As a mathematician, he knew that if all information could be converted
into numbers, a machine, (steam powered of course) could compute
the answer and then the numbers could be converted back into their
original form. Babbage invented the principles which have become
the fundamental workings of every computer in the world today.

The
Atanasoff-Berry Computer (ABC)
In the mid 1940s,
the first electronic computer was invented in the United States
called the Atanasoff-Berry Computer (ABC) following the working
of Babbages analytical machine. Almost immediately, engineers worked
on methods of enabling communication between the machines.

Tim
Berners-Lee
Almost
50 years of computing later in 1989, Tim Berners-Lee invented a
method of exchanging information between groups of high energy physicists
around the World. He called his invention the "World Wide Web".

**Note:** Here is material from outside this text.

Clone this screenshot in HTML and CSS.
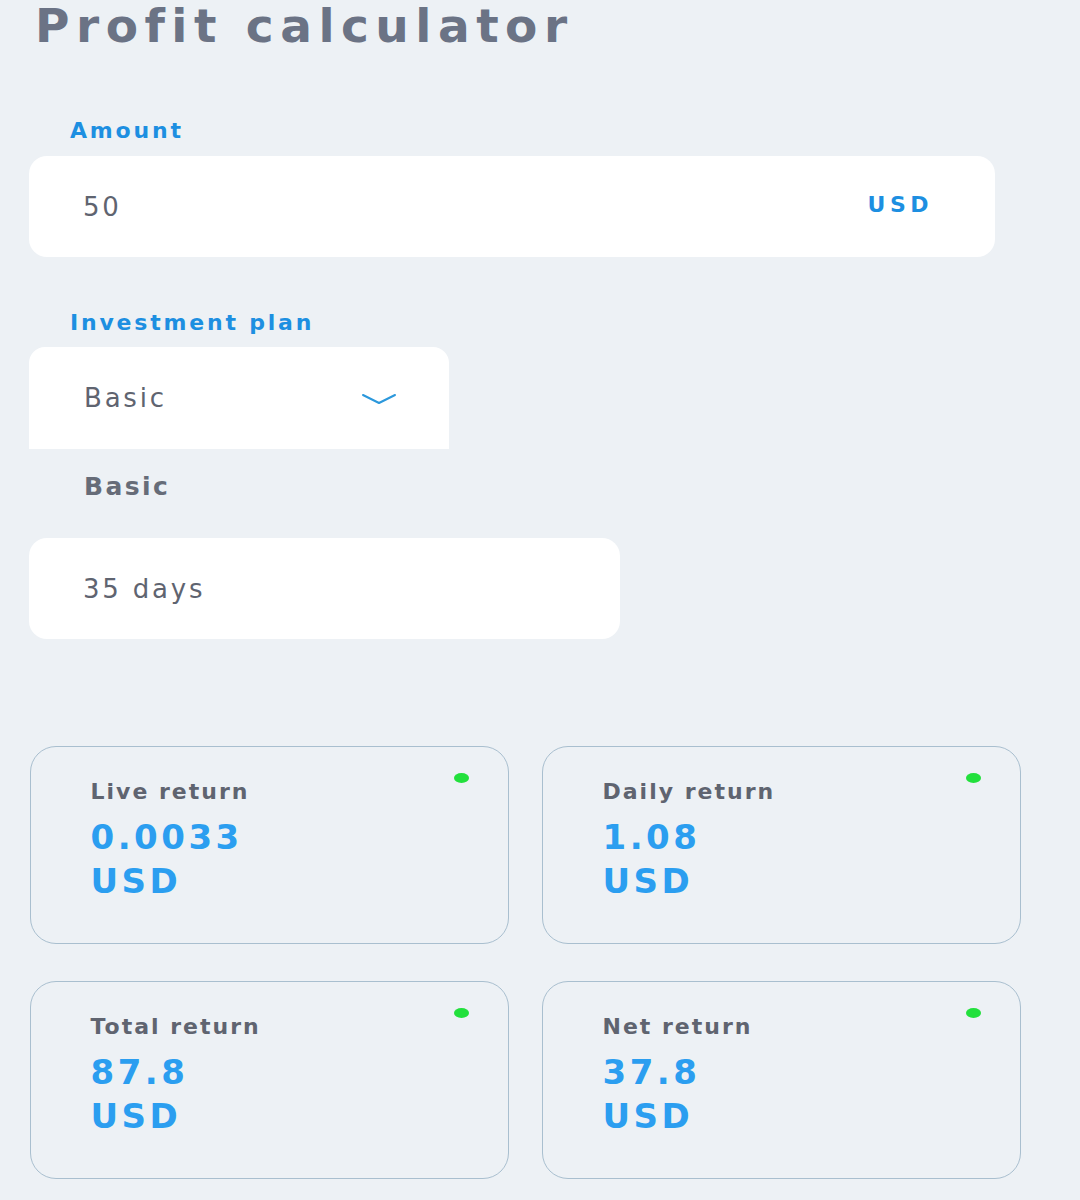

It is probably fair to say that Berners-Lee did not fully understand
what he had made and very soon, more and more people wanted to transfer
information over the web and have an opportunity to communicate
across the globe faster than ever before.
As
technology advanced, the speed of the web became faster, computers
became cheaper, and before long the Internet snowballed to become
the fastest grown technology the Earth has ever seen.
In
just 13 years, there is so much information on the web that almost
any question can be answered. We can video conference, buy and sell
goods, play computer games, teach, and learn from people we have
never met. Best of all is that we can do all these things, and more,
with people on the other side of the planet in under a split second.